Given instruction: Restate, exactly and without pictures, the lines from the start of the listing below through the line holding "flex flex-col bg-white".

Material:
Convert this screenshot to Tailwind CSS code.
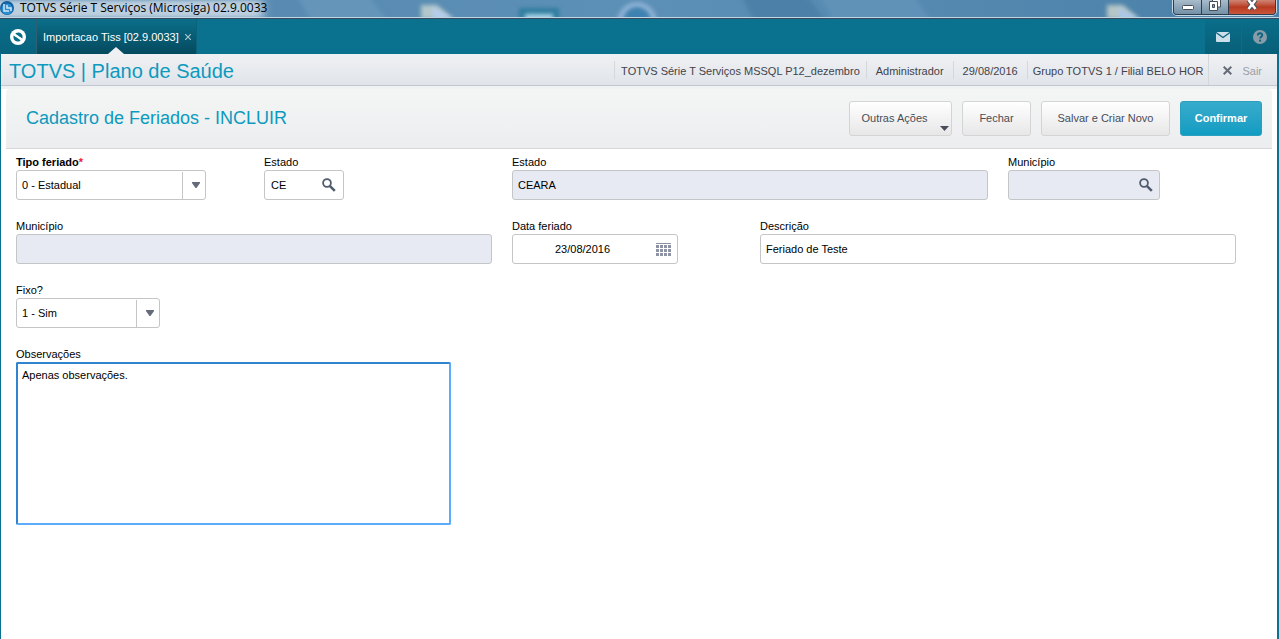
<!DOCTYPE html>
<html lang="pt-BR">
<head>
  <meta charset="UTF-8" />
  <meta name="viewport" content="width=device-width, initial-scale=1.0"/>
  <title>TOTVS Série T Serviços (Microsiga)</title>
  <script src="https://cdn.jsdelivr.net/npm/@tailwindcss/browser@4"></script>
</head>
<body class="min-h-screen flex flex-col bg-white font-['Liberation_Sans',Arial,sans-serif] text-[11px] leading-4 text-black">

  <!-- window title bar -->
  <header class="relative h-[19px] flex items-start justify-between overflow-hidden border-b border-[#3a4a5c] bg-linear-to-r from-[#5587ad] via-[#5d90b6] to-[#4a80a8]">
    <svg class="absolute inset-0 w-full h-[18px]" aria-hidden="true">
      <defs>
        <filter id="haze" x="-50%" y="-50%" width="200%" height="200%"><feGaussianBlur stdDeviation="2"/></filter>
        <filter id="haze2" x="-10%" y="-50%" width="120%" height="200%"><feGaussianBlur stdDeviation="5 2"/></filter>
      </defs>
      <path d="M296-6h70l24 30h-76z" fill="#6695ba" filter="url(#haze)"/>
      <path d="M740-6h66l22 30h-72z" fill="#4d80a8" filter="url(#haze)"/>
      <path d="M818-6h95l20 30h-97z" fill="#6092b8" filter="url(#haze)"/>
      <rect x="-20" y="0" width="283" height="18" fill="#bccfdf" filter="url(#haze2)"/>
      <path d="M421 5h16l16 14h-32z" fill="#b4c8cb" filter="url(#haze)"/>
      <path d="M432 7l22 12h-20z" fill="#b6cdf0" filter="url(#haze)"/>
      <rect x="519" y="8" width="40" height="14" fill="#2d7d9f" filter="url(#haze)"/>
      <rect x="525" y="14" width="28" height="8" fill="#a9d2e8" filter="url(#haze)"/>
      <circle cx="637" cy="22" r="17" fill="none" stroke="#94b6da" stroke-width="5" filter="url(#haze)"/>
      <circle cx="637" cy="20" r="12" fill="#3c82b0" filter="url(#haze)"/>
      <path d="M1107 5h16l16 14h-32z" fill="#b6c6c6" filter="url(#haze)"/>
      <path d="M1118 8l22 11h-20z" fill="#a9c8ec" filter="url(#haze)"/>
      <rect y="17" width="100%" height="1" fill="#c0d6e4"/>
    </svg>
    <div class="relative flex items-center gap-[6px] h-4">
      <svg class="w-[14px] h-4" viewBox="0 0 14 16" aria-hidden="true">
        <circle cx="7" cy="8" r="7" fill="#1560a0"/>
        <circle cx="7" cy="9" r="5.500" fill="#2a8fd0"/>
        <path d="M4 4v7h5M7 5v3h4v3" fill="none" stroke="#cfe8f8" stroke-width="1.500"/>
      </svg>
      <h1 class="font-['Open_Sans',sans-serif] text-[12px] leading-4">TOTVS Série T Serviços (Microsiga) 02.9.0033</h1>
    </div>
    <div class="relative flex h-[15px] mr-[3px] rounded-b-[4px] border border-t-0 border-[#2d3e50] overflow-hidden shadow-[0_0_0_1px_#c5d8e6]">
      <button aria-label="Minimizar" class="w-[28px] flex justify-center border-r border-[#2d3e50] bg-linear-to-b from-[#a9bccb] to-[#7390a6]">
        <svg class="w-3 h-3" viewBox="0 0 12 12"><rect x=".5" y="5.500" width="11" height="4" rx="1" fill="#fff" stroke="#454f5c"/></svg>
      </button>
      <button aria-label="Restaurar" class="w-[27px] flex justify-center border-r border-[#2d3e50] bg-linear-to-b from-[#a9bccb] to-[#7390a6]">
        <svg class="w-3 h-3" viewBox="0 0 12 12"><path d="M3.500-1h8v8h-8z" fill="#fff" stroke="#454f5c"/><path d="M.5 1.500h8v9h-8z" fill="#fff" stroke="#454f5c"/><path d="M3.500 4.500h2v3h-2z" fill="#8ea5b8" stroke="#454f5c"/></svg>
      </button>
      <button aria-label="Fechar janela" class="w-[46px] flex justify-center bg-linear-to-b from-[#cf8575] via-[#b83a20] to-[#c8553a]">
        <svg class="w-3 h-3" viewBox="0 0 12 12"><path d="M2.500 0l7 9M9.500 0l-7 9" stroke="#454f5c" stroke-width="4.500"/><path d="M2.500 0l7 9M9.500 0l-7 9" stroke="#fff" stroke-width="2.600"/></svg>
      </button>
    </div>
  </header>

  <!-- tabs -->
  <nav class="h-[35px] flex justify-between bg-[#0a728f]">
    <div class="flex">
      <button aria-label="Início" class="w-[37px] flex items-center justify-center border-r border-[#2b6173] bg-linear-to-b from-[#0a6e8a] to-[#08637d]">
        <svg class="w-4 h-4" viewBox="0 0 16 16">
          <circle cx="8" cy="8" r="8" fill="#fff"/>
          <path d="M4.500 6l1.500-2c3-1.500 6 0 6.500 3v2.500zM11.500 10L10 12c-3 1.500-6 0-6.500-3V6.500z" fill="#0a6e8a"/>
          <path d="M4.500 5.500l7 5" stroke="#fff" stroke-width="2.200"/>
        </svg>
      </button>
      <div class="relative flex items-center gap-[6px] pl-[6px] pr-[5px] border-r border-[#0a627b] bg-linear-to-b from-[#0b6f8a] to-[#054a5f] text-white">
        <a href="#" class="whitespace-nowrap">Importacao Tiss [02.9.0033]</a>
        <button aria-label="Fechar aba" class="w-[6px]">
          <svg class="w-[6px] h-[6px]" viewBox="0 0 6 6"><path d="M0 0l6 6M6 0L0 6" stroke="#a8c6d0" stroke-width="1.200"/></svg>
        </button>
        <svg class="absolute bottom-0 left-1/2 -translate-x-1/2 w-4 h-[7px]" viewBox="0 0 16 7"><path d="M8 0l8 7H0z" fill="#eff0f3"/></svg>
      </div>
    </div>
    <div class="flex">
      <button aria-label="Mensagens" class="w-[37px] flex items-center justify-center border-r border-[#2b6173] bg-linear-to-b from-[#0a6e8a] to-[#085f78]">
        <svg class="w-[14px] h-[10px]" viewBox="0 0 14 10"><rect width="14" height="10" rx="1" fill="#cddfe8"/><path d="M0 .5l7 5 7-5" fill="none" stroke="#0a6480" stroke-width="1.300"/></svg>
      </button>
      <button aria-label="Ajuda" class="w-[37px] pr-[2px] flex items-center justify-center bg-linear-to-b from-[#0a6e8a] to-[#085f78]">
        <svg class="w-[14px] h-[14px]" viewBox="0 0 14 14"><circle cx="7" cy="7" r="7" fill="#8a9ca8"/><path d="M4.800 5.500c0-3 4.600-2.900 4.500-.2 0 1.500-2.200 1.500-2.200 3.200" fill="none" stroke="#0a6480" stroke-width="1.800"/><circle cx="7.100" cy="10.700" r="1.100" fill="#0a6480"/></svg>
      </button>
    </div>
  </nav>

  <div class="grow border-l border-r-2 border-l-[#0a728f] border-r-[#0a728f]">
    <!-- module bar -->
    <div class="h-8 flex items-center justify-between pl-2 border-b border-[#c3c7cf] bg-linear-to-b from-[#f0f1f3] to-[#e0e4ea] text-[#3f434c]">
      <h2 class="pt-[2px] text-[20px] leading-6 text-[#0c9abe] whitespace-nowrap">TOTVS | Plano de Saúde</h2>
      <div class="flex items-center h-full whitespace-nowrap">
        <span class="border-l border-[#d5d8da] pt-[2px] px-[6px]">TOTVS Série T Serviços MSSQL P12_dezembro</span>
        <span class="border-l border-[#d5d8da] pt-[2px] px-[9px]">Administrador</span>
        <span class="border-l border-[#d5d8da] pt-[2px] px-[9px]">29/08/2016</span>
        <span class="border-l border-[#d5d8da] pt-[2px] px-[5px]">Grupo TOTVS 1 / Filial BELO HOR</span>
        <button class="h-full flex items-center gap-[10px] border-l border-[#d5d8da] pt-[2px] pl-[14px] pr-[15px] text-[#9a9ea9]">
          <svg class="w-[9px] h-[9px]" viewBox="0 0 9 9" aria-hidden="true"><path d="M.7.7l7.600 7.600M8.300.7L.7 8.300" stroke="#666b78" stroke-width="2"/></svg>
          Sair
        </button>
      </div>
    </div>

    <!-- page header with actions -->
    <div class="h-[63px] pt-[3px] pl-[5px] pr-[5px] bg-linear-to-b from-[#f0f1f3] from-5% to-white to-5%">
      <div class="h-[60px] flex items-center justify-between pl-5 pr-[10px] rounded-t-[4px] border-b border-[#d6d8d9] bg-linear-to-b from-[#f4f6f5] to-[#ecedef]">
        <h3 class="pb-[2px] text-[18px] leading-6 text-[#0c9abe] whitespace-nowrap">Cadastro de Feriados - INCLUIR</h3>
        <div class="flex gap-[10px] text-[#494d58] whitespace-nowrap">
          <button class="relative w-[103px] h-[35px] pr-3 pb-[2px] rounded-[3px] border border-[#d3d4d5] bg-linear-to-b from-white to-[#e7e7e8]">
            Outras Ações
            <svg class="absolute right-[2px] bottom-1 w-[9px] h-[5px]" viewBox="0 0 9 5" aria-hidden="true"><path d="M0 0h9L4.500 5z" fill="#494d58"/></svg>
          </button>
          <button class="w-[69px] h-[35px] pb-[2px] rounded-[3px] border border-[#d3d4d5] bg-linear-to-b from-white to-[#e7e7e8]">Fechar</button>
          <button class="w-[129px] h-[35px] pb-[2px] rounded-[3px] border border-[#d3d4d5] bg-linear-to-b from-white to-[#e7e7e8]">Salvar e Criar Novo</button>
          <button class="w-[82px] h-[35px] pb-[2px] rounded-[3px] border border-[#2a9fc0] bg-linear-to-b from-[#36abcc] to-[#109cc2] font-bold text-white">Confirmar</button>
        </div>
      </div>
    </div>

    <!-- form -->
    <form class="grid grid-cols-5 gap-x-5 gap-y-[18px] pl-[15px] pr-[41px] pt-[5px]">
      <div>
        <label for="tipo" class="block font-bold">Tipo feriado<span class="text-[#f0143c]">*</span></label>
        <div class="relative w-[190px] h-[30px] rounded-[3px] border border-[#c3c5c7]">
          <select id="tipo" class="appearance-none w-full h-full pl-[5px] outline-none"><option>0 - Estadual</option></select>
          <span class="absolute right-0 top-px bottom-0 w-[23px] pl-1 pb-[2px] border-l border-[#c3c5c7] flex items-center justify-center pointer-events-none">
            <svg class="w-2 h-[6px]" viewBox="0 0 8 6"><path d="M0 0h8v1L4.500 6h-1L0 1z" fill="#666b7b"/></svg>
          </span>
        </div>
      </div>
      <div>
        <label for="uf" class="block">Estado</label>
        <div class="w-[80px] h-[30px] flex items-center pr-[7px] rounded-[3px] border border-[#c3c5c7]">
          <input id="uf" type="text" value="CE" class="grow min-w-0 h-full pl-[6px] outline-none" />
          <button type="button" aria-label="Pesquisar estado">
            <svg class="w-[14px] h-[14px]" viewBox="0 0 14 14"><circle cx="5" cy="5" r="3.900" fill="none" stroke="#505c6e" stroke-width="1.800"/><path d="M7.800 7.800l5 5" stroke="#505c6e" stroke-width="2.600"/></svg>
          </button>
        </div>
      </div>
      <div class="col-span-2">
        <label for="estado" class="block">Estado</label>
        <input id="estado" type="text" value="CEARA" readonly class="w-full h-[30px] px-[5px] rounded-[3px] border border-[#c3c5c7] bg-[#e7eaf3] outline-none" />
      </div>
      <div>
        <label for="codmun" class="block">Município</label>
        <div class="w-[152px] h-[30px] flex items-center pr-[6px] rounded-[3px] border border-[#c3c5c7] bg-[#e7eaf3]">
          <input id="codmun" type="text" readonly class="grow min-w-0 h-full pl-[5px] outline-none" />
          <button type="button" aria-label="Pesquisar município">
            <svg class="w-[14px] h-[14px]" viewBox="0 0 14 14"><circle cx="5" cy="5" r="3.900" fill="none" stroke="#505c6e" stroke-width="1.800"/><path d="M7.800 7.800l5 5" stroke="#505c6e" stroke-width="2.600"/></svg>
          </button>
        </div>
      </div>

      <div class="col-span-2">
        <label for="municipio" class="block">Município</label>
        <input id="municipio" type="text" readonly class="w-full h-[30px] px-[5px] rounded-[3px] border border-[#c3c5c7] bg-[#e7eaf3] outline-none" />
      </div>
      <div>
        <label for="data" class="block">Data feriado</label>
        <div class="w-[166px] h-[30px] flex items-center pr-[6px] rounded-[3px] border border-[#c3c5c7]">
          <input id="data" type="text" value="23/08/2016" class="grow min-w-0 h-full pr-1 text-center outline-none" />
          <button type="button" aria-label="Abrir calendário">
            <svg class="w-[15px] h-[13px]" viewBox="0 0 15 13" fill="#8d93a3"><path d="M0 0h15v1H0zM0 2h3v3H0zM4 2h3v3H4zM8 2h3v3H8zM12 2h3v3h-3zM0 6h3v3H0zM4 6h3v3H4zM8 6h3v3H8zM12 6h3v3h-3zM0 10h3v3H0zM4 10h3v3H4zM8 10h3v3H8zM12 10h3v3h-3z"/></svg>
          </button>
        </div>
      </div>
      <div class="col-span-2">
        <label for="descricao" class="block">Descrição</label>
        <input id="descricao" type="text" value="Feriado de Teste" class="w-full h-[30px] px-[5px] rounded-[3px] border border-[#c3c5c7] outline-none" />
      </div>

      <div class="col-span-5">
        <label for="fixo" class="block">Fixo?</label>
        <div class="relative w-[144px] h-[30px] rounded-[3px] border border-[#c3c5c7]">
          <select id="fixo" class="appearance-none w-full h-full pl-[5px] outline-none"><option>1 - Sim</option></select>
          <span class="absolute right-0 top-px bottom-0 w-[23px] pl-1 pb-[2px] border-l border-[#c3c5c7] flex items-center justify-center pointer-events-none">
            <svg class="w-2 h-[6px]" viewBox="0 0 8 6"><path d="M0 0h8v1L4.500 6h-1L0 1z" fill="#666b7b"/></svg>
          </span>
        </div>
      </div>

      <div class="col-span-2">
        <label for="obs" class="block">Observações</label>
        <textarea id="obs" class="block w-[435px] max-w-full h-[163px] px-1 pt-[3px] resize-none rounded-[2px] border-2 border-t-[#2f83cf] border-l-[#2f83cf] border-r-[#5cacfa] border-b-[#5cacfa] outline-none">Apenas observações.</textarea>
      </div>
    </form>
  </div>
</body>
</html>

Exercise result:
Convert this screenshot to Tailwind CSS code.
<!DOCTYPE html>
<html lang="pt-BR">
<head>
  <meta charset="UTF-8" />
  <meta name="viewport" content="width=device-width, initial-scale=1.0"/>
  <title>TOTVS Série T Serviços (Microsiga)</title>
  <script src="https://cdn.jsdelivr.net/npm/@tailwindcss/browser@4"></script>
</head>
<body class="min-h-screen flex flex-col bg-white font-['Liberation_Sans',Arial,sans-serif] text-[11px] leading-4 text-black">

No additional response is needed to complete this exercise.